Für den Astronauten-Transport ins All und zurück sind beide Raumkapseln bislang nicht geeignet. Damit die US-Astronauten nicht ewig auf Mitflüge in russischen Raumkapseln angewiesen sind, hat die NASA vor zwei Jahren einen weiteren Wettbewerb ausgeschrieben. Gefördert werden soll die Entwicklung eines kommerziellen, bemannten Raumfahrzeugs, das die ISS und künftige Raumstationen versorgen kann. Sechs Firmen sind derzeit noch im Rennen, darunter SpaceX mit der Dragon-Raumkapsel und das weltweit größte Raumfahrtunternehmen Boeing, das einst den Space Shuttle baute und jetzt mit der wiederverwendbaren Raumkapsel CTS-100 am Wettbewerb teilnimmt.

Aufgeteilt in mehreren Tranchen, will die NASA bis zum Jahr 2017 etwa fünf Milliarden US-Dollar als Wettbewerbs-Anreize ausschütten.

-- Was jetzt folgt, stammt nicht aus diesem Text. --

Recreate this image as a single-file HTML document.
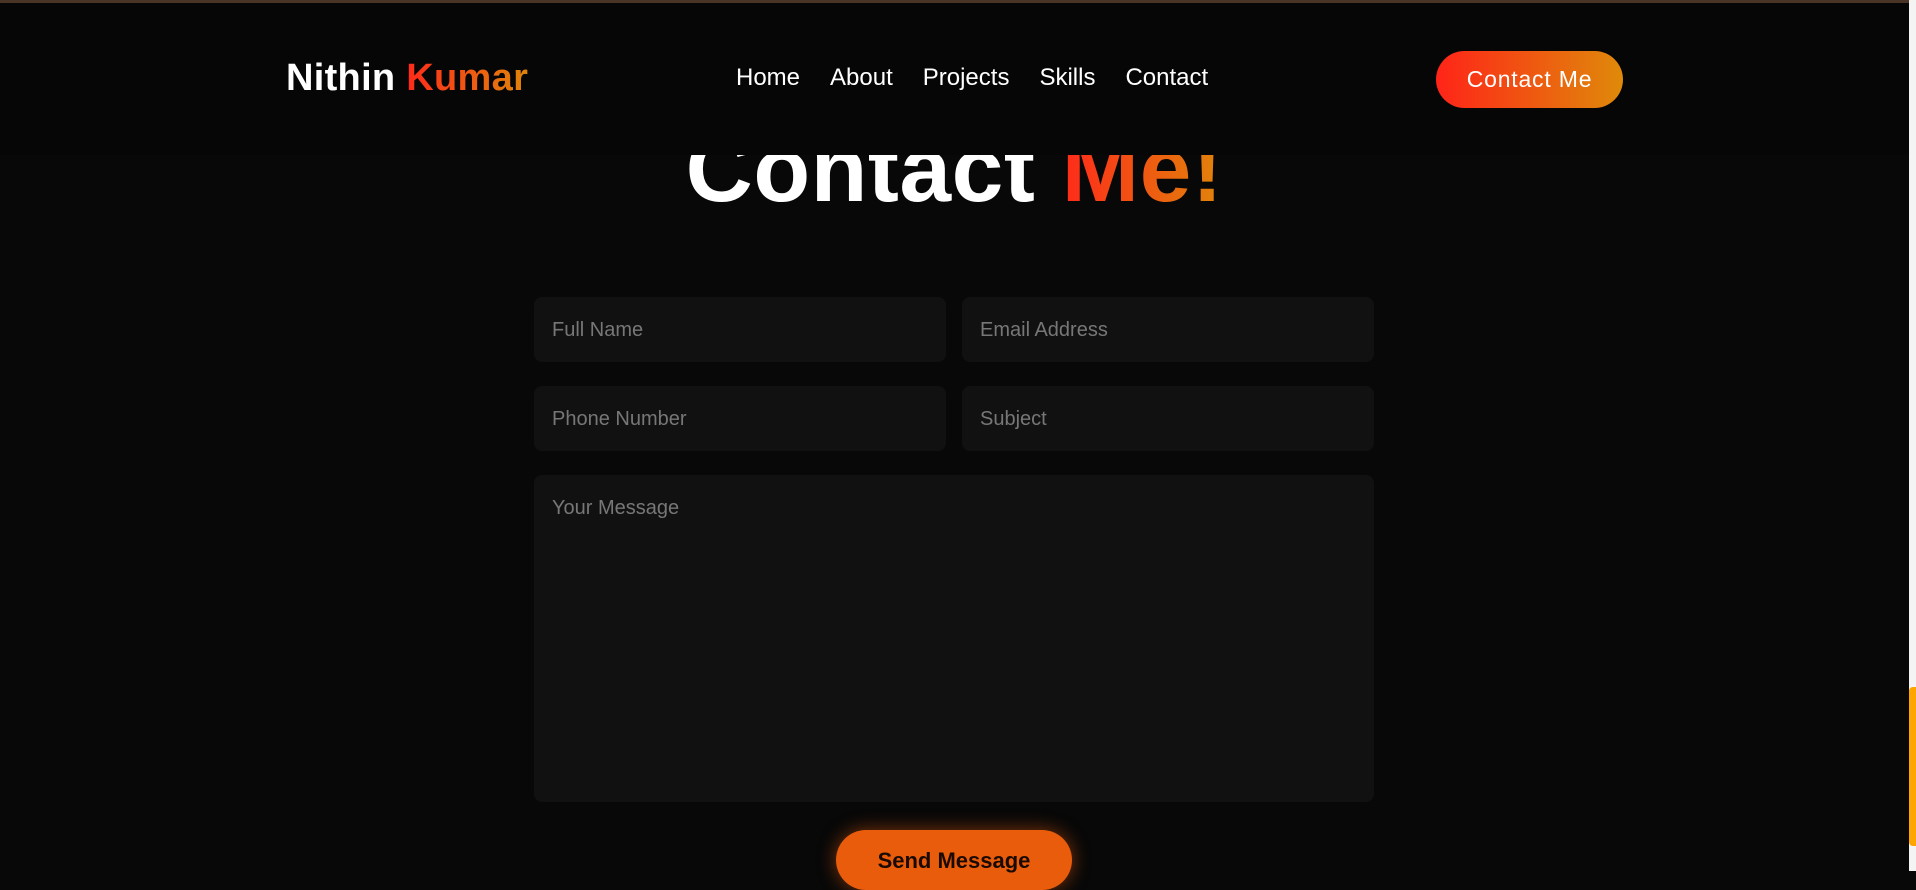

Vor drei Wochen machte der US-Kongress der NASA allerdings einen Strich durch diese NASA-Rechnung. Statt der erhofften 830 Millionen US-Dollar für das Jahr 2013 soll es nur 406 Millionen US-Dollar geben. Die Kürzungen machen es wenig wahrscheinlich, dass den USA bis zum Jahr 2017 ein bemanntes Raumschiff für Flüge zur Internationalen Raumstation zur Verfügung stehen wird, zitiert das Raumfahrt-Online-Magazin "Spaceflight Now" Phil McAlister, den Direktor für den kommerziellen Raumtransport im NASA-Hauptquartier in Washington D.C. Und da sich die Stationspartner USA, Russland, Japan, Europa und Kanada bislang nur auf einen Betrieb der ISS bis zum Jahre 2020 offiziell einigen konnten, stellt sich somit umso drängender die generelle Frage, ob die neuen, kommerziellen Raumschiffe tatsächlich noch benötigt werden.

Boeing setzt deshalb bei der Entwicklung eines zukünftigen bemannten Raumschiffs auch auf Kooperationen mit dem US-Unternehmen Bigelow Aerospace, das eine privatwirtschaftlich betriebene Raumstation u.a. für gut betuchte Weltraumtouristen entwickelt.